About a dozen people in the Archdiocese of Atlanta, from clergy to parish leaders, have enrolled in the first class of the dialogue program.  

“Want to Talk?” is a national initiative of the Just Faith Ministry. Since its launch in late 2021, several hundred people have been trained.   

Executive Director Susie Tierney said people are not served in the current climate of distrust. “At the end of the day, when you had a conversation with somebody where you literally cannot hold the same space, nobody walks away from that feeling good,” she said.  

During eight two-hour sessions, participants dive into practices highlighting empathy and compassion, along with best practices from the business world about truthful candor.  

“I don’t think it’s too harsh to say that we have come to a point in our society in which we really struggle to be able to see the image of God in one another. The central question is how do we be like Jesus? And that we hold our ground and we stay true to the teachings of our faith,” said Director of Programs Kristin Dollar, who helped put presentation together.  

Imitating Jesus with the ‘power of pause’ 

The class recently focused on the Gospel story told by St. Matthew and St. Mark of Jesus on his way to heal the daughter of a synagogue leader Jairus.

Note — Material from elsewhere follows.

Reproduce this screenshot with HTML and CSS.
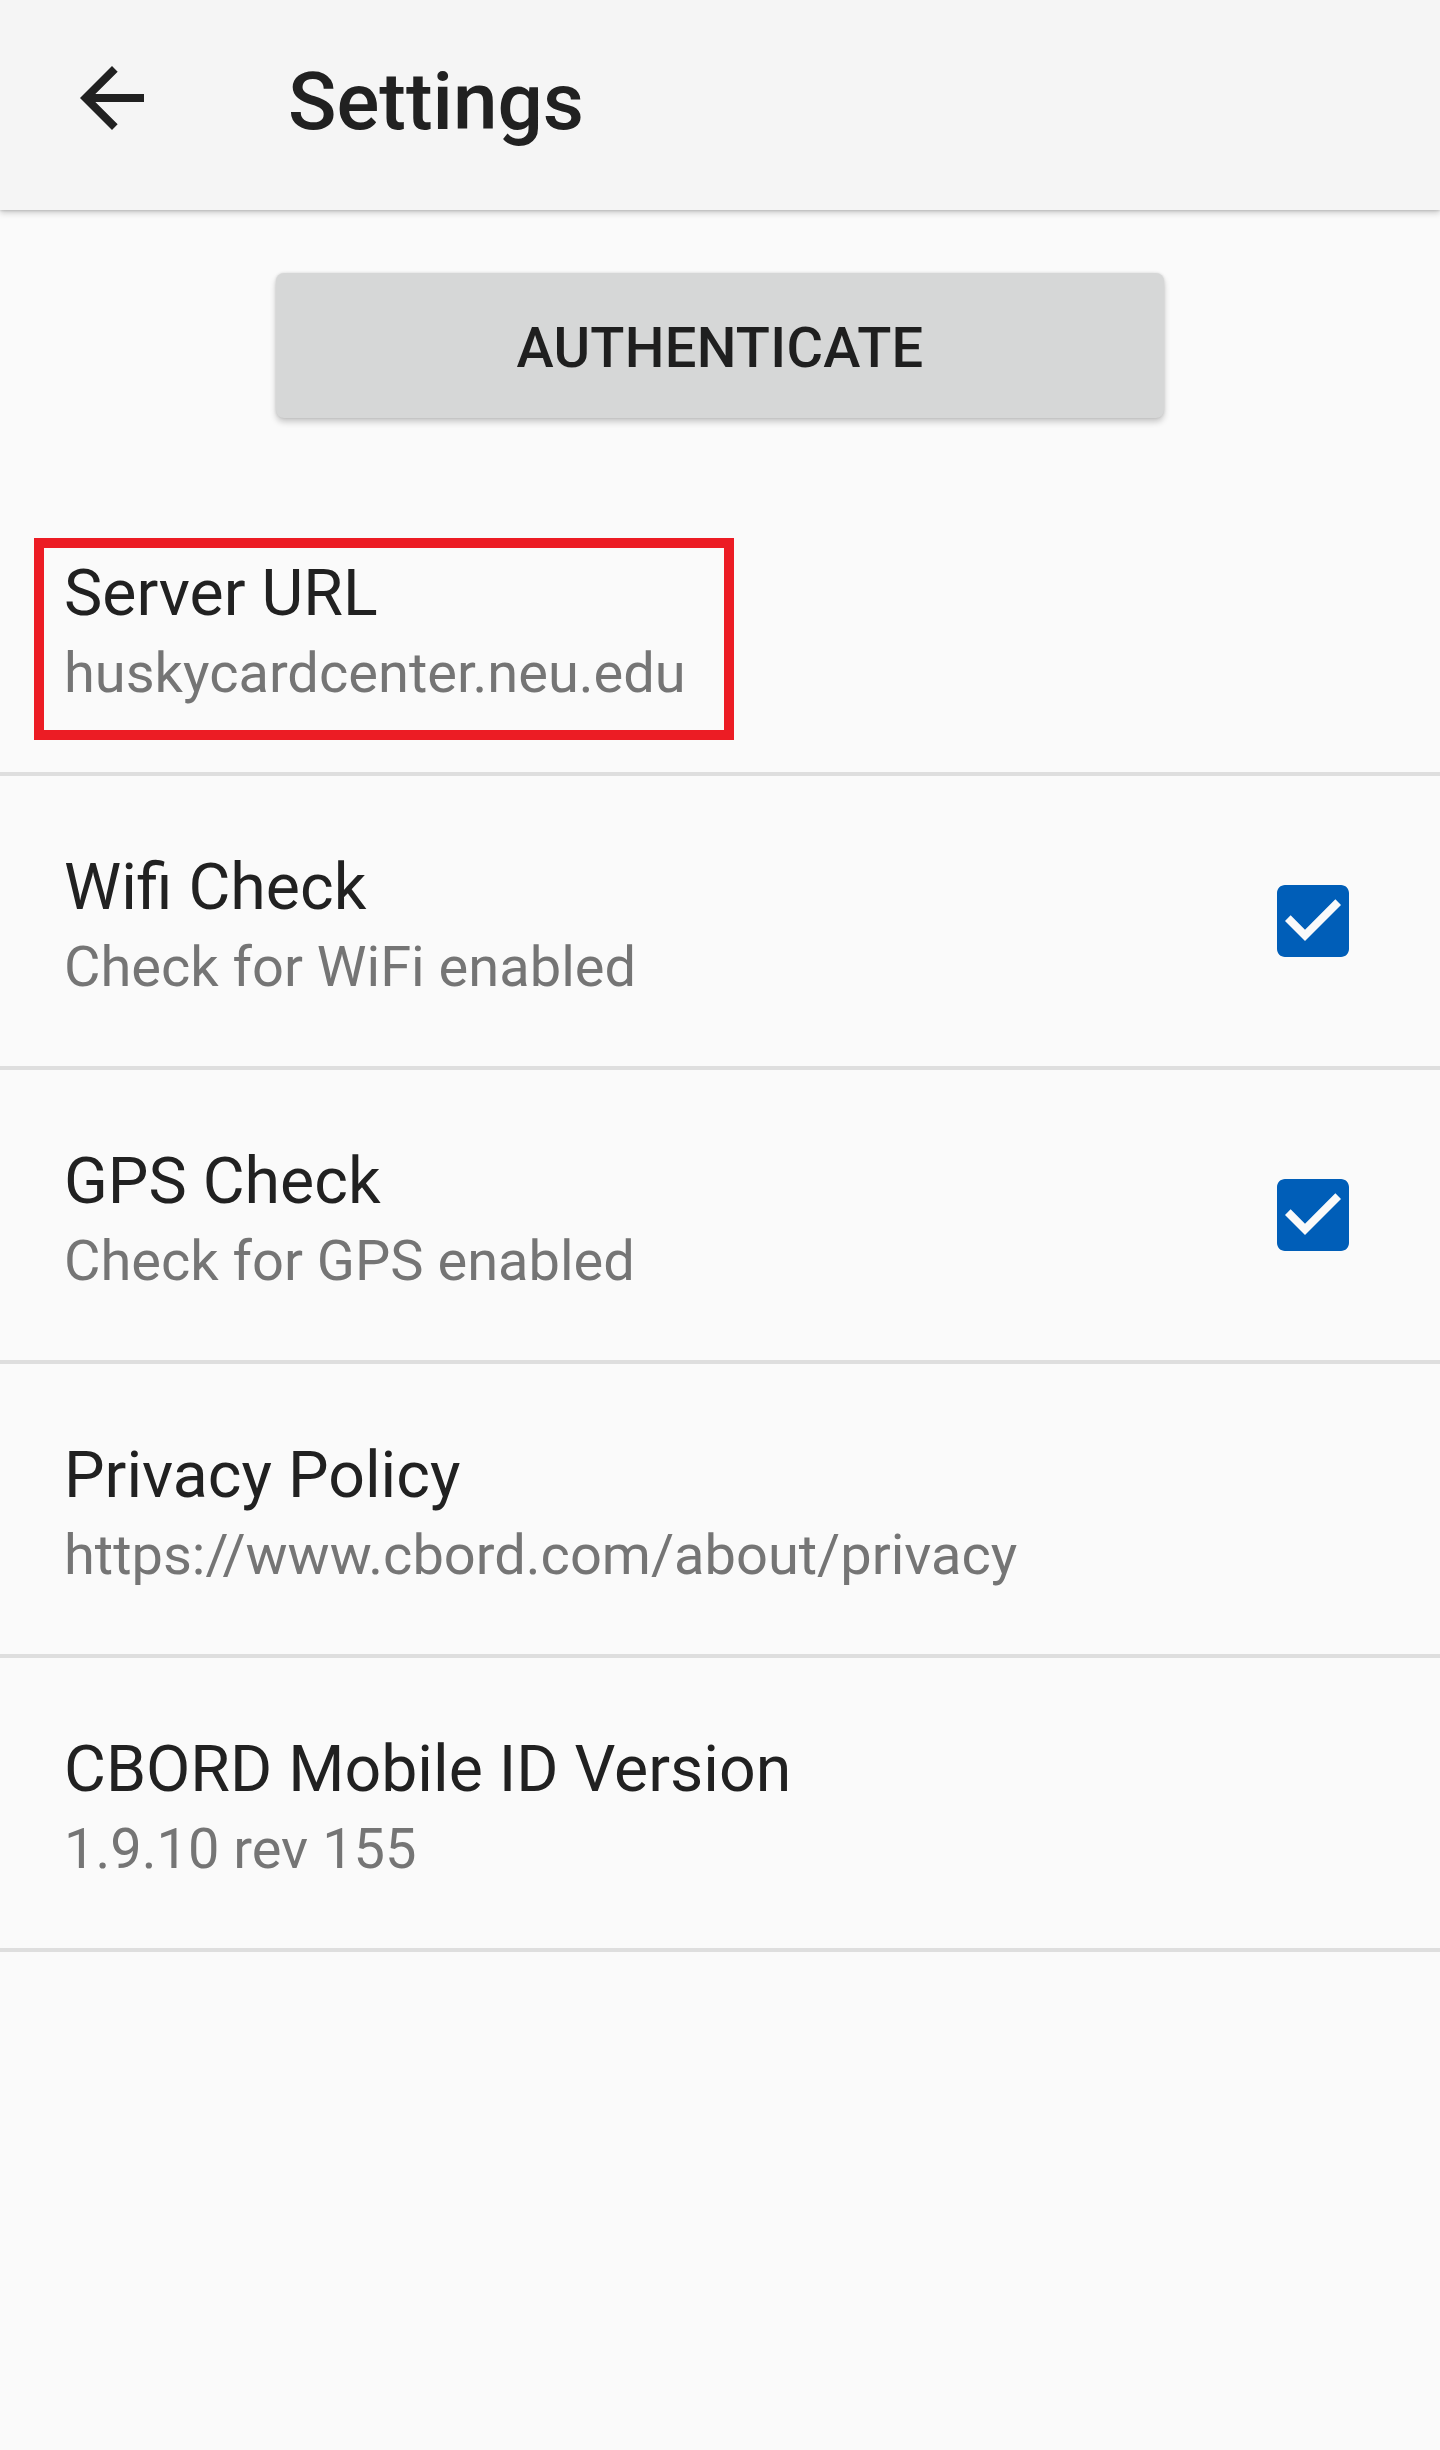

While going toward the home of the sick girl, a woman with a hemorrhage touched him. Jesus stopped and spoke with her.  

Schreckenberger has worked in church ministry for more than 20 years. For her, the lesson is how “he stopped what he was doing, and he took time to take care of her.”  

One take-away lesson from the classes for her is “the power of pause, taking a breath, thinking about what do I really want?”   

Schreckenberger’s goal is to take on candid conversations but strengthen her relationships at the same time.  

“I can’t change another person’s behavior, but I can engage them into a conversation that would actually benefit us both,” she said.